Surfboat rowing is very much a team sport, you have to rely on every one of your team mates, not only to get you back to the beach first in the race but to get you back there in one piece. One reason spectators love the boats is for the spectacular sights of boats going and to sea and returning in a big swell.
Surfboats generally weight around 200kgs, without the oars or crew in it. The crew is made up of four rowers and the sweep. He’s the guy who stands up the back and steers and usually doubles as the coach. So add together one boat, one crew and five oars for good luck and that’s a lot of weight heading down that wave towards you.
In the earlier days of surf lifesaving, the boats were used to rescue swimmers in trouble that the belt swimmers couldn’t reach.
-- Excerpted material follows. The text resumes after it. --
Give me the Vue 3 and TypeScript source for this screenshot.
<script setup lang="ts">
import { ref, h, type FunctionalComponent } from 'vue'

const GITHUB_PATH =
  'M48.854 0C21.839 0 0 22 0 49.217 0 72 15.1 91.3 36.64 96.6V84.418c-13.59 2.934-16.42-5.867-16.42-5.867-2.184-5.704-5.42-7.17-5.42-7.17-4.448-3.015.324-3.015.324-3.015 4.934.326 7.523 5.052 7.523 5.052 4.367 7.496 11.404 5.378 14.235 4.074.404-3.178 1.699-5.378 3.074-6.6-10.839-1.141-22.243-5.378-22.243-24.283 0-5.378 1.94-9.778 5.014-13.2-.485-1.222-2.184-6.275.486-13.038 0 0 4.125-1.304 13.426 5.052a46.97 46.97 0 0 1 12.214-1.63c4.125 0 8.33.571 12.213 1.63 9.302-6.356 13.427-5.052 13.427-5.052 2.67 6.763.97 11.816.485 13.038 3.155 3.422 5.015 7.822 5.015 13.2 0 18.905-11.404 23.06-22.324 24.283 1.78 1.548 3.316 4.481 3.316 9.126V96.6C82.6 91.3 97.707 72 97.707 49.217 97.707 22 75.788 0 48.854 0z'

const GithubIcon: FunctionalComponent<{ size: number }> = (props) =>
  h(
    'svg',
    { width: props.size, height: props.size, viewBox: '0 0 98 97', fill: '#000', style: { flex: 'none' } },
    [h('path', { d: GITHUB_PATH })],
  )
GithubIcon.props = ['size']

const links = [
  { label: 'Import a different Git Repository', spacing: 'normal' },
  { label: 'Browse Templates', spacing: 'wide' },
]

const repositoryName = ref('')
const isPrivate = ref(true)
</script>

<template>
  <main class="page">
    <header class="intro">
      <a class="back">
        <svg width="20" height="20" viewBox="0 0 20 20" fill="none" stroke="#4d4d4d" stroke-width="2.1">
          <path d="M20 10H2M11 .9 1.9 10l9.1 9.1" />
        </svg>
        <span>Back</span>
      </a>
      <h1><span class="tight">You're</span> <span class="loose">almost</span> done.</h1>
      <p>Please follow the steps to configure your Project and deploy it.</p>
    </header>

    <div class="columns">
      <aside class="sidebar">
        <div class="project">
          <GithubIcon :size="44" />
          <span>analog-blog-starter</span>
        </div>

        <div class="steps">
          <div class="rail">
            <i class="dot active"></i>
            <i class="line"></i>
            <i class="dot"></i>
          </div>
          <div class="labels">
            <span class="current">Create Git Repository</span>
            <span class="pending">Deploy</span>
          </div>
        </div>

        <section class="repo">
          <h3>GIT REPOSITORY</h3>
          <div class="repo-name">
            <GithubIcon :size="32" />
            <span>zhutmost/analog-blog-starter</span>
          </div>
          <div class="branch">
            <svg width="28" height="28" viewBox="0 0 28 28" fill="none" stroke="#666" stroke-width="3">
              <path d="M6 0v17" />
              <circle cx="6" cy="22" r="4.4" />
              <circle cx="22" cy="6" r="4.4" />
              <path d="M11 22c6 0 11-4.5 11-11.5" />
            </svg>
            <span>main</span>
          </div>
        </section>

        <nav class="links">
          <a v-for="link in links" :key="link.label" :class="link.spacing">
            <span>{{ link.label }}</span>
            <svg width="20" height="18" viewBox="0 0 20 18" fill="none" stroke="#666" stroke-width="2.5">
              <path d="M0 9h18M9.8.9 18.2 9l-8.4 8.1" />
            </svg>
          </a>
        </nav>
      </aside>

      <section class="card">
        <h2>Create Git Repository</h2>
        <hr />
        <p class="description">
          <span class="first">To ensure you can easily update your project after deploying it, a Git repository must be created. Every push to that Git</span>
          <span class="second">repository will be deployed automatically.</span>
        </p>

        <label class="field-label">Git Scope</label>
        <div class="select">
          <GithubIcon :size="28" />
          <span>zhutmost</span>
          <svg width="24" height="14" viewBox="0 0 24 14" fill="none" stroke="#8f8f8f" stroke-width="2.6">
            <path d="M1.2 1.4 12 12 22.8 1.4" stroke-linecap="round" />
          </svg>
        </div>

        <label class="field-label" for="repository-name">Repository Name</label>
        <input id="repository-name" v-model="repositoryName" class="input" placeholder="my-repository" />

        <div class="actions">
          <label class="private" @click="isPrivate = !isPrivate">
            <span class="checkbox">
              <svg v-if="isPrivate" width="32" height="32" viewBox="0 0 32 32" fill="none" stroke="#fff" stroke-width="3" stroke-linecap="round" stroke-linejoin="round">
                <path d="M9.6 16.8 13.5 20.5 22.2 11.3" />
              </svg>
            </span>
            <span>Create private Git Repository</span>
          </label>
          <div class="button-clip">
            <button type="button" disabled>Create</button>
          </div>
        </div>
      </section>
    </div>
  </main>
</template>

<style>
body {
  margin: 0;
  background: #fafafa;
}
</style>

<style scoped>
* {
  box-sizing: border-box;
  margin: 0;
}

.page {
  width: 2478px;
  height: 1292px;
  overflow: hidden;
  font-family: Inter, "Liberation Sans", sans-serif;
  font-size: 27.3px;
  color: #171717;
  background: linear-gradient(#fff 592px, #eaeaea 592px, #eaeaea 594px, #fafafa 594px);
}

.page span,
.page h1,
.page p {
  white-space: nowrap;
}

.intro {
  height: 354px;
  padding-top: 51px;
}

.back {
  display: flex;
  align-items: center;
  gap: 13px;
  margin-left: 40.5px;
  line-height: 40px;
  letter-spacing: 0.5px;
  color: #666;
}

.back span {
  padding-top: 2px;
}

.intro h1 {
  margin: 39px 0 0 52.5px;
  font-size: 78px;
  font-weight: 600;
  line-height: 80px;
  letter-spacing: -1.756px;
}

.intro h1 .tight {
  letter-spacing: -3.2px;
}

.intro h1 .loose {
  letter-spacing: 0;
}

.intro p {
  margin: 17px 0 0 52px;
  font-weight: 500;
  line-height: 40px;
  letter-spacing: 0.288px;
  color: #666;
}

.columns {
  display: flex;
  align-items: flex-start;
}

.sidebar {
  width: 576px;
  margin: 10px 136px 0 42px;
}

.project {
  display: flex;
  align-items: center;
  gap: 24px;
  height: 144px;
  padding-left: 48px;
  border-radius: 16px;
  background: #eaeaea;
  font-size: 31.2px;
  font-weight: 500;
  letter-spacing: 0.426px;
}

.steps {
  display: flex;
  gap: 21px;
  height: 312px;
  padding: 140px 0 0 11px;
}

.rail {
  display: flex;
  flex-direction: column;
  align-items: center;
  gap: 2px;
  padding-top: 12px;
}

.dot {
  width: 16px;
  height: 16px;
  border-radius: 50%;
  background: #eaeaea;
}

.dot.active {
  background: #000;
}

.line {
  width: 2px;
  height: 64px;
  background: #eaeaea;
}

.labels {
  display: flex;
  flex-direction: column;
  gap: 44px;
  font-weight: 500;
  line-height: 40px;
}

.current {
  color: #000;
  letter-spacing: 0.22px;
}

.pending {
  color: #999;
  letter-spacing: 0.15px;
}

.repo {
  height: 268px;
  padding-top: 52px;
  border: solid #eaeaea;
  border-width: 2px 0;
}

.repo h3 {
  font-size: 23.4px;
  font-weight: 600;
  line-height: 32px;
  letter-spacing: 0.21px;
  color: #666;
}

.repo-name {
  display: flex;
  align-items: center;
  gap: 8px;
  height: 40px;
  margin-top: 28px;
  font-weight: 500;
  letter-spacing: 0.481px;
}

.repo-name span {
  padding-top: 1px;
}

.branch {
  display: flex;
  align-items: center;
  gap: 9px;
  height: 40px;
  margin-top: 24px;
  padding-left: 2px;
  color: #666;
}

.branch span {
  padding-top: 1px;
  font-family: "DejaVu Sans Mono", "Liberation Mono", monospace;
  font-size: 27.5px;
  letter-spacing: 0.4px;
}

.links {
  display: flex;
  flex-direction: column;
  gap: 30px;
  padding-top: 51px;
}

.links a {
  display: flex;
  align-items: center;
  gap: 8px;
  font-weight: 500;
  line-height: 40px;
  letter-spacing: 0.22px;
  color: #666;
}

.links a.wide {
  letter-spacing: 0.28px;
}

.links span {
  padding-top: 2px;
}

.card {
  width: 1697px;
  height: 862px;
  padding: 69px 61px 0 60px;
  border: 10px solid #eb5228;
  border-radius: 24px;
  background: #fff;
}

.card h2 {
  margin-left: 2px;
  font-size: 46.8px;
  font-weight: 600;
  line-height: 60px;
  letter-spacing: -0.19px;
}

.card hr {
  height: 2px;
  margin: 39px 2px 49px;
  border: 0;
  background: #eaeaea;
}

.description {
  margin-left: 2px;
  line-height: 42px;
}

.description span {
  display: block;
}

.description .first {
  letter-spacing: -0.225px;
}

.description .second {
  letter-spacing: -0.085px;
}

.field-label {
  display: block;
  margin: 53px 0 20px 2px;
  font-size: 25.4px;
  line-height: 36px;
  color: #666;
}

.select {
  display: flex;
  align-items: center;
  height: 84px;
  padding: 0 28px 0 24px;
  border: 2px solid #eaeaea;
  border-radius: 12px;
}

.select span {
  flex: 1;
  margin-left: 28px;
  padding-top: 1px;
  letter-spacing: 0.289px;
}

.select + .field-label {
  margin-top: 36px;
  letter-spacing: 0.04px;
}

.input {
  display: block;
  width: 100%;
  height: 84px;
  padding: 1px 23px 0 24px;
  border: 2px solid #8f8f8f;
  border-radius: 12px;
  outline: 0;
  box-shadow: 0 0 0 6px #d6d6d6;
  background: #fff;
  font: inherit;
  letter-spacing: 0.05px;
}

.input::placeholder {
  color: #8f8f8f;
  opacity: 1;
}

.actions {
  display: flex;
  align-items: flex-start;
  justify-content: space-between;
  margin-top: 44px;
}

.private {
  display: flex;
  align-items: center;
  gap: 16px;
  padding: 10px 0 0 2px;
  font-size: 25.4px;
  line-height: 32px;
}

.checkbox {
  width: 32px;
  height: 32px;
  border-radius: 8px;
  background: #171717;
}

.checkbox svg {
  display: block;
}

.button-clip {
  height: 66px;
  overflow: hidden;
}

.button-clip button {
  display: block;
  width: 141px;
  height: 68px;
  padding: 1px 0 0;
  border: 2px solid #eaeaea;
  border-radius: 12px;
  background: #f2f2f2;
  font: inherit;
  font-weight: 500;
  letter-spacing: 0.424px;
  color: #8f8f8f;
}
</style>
This is where the gung-ho image comes from, the boats would regularly brave big seas to rescue bathers in trouble and also patrol for sharks. When used for patrol duty, it was compulsory for many years for the boats to carry a harpoon. Since the advent of the IRBs (Inflatable Rescue Boats), the surfboats have been retired from active duty.
Terrigal currently fields 10 crews in the surfboat arena, Open Men, Open Women, Reserve Grade Men, Under twenty ones and under nineteens. Training is quite intense with 3-4 sessions in the boat each week as well as strength and cross training for fitness.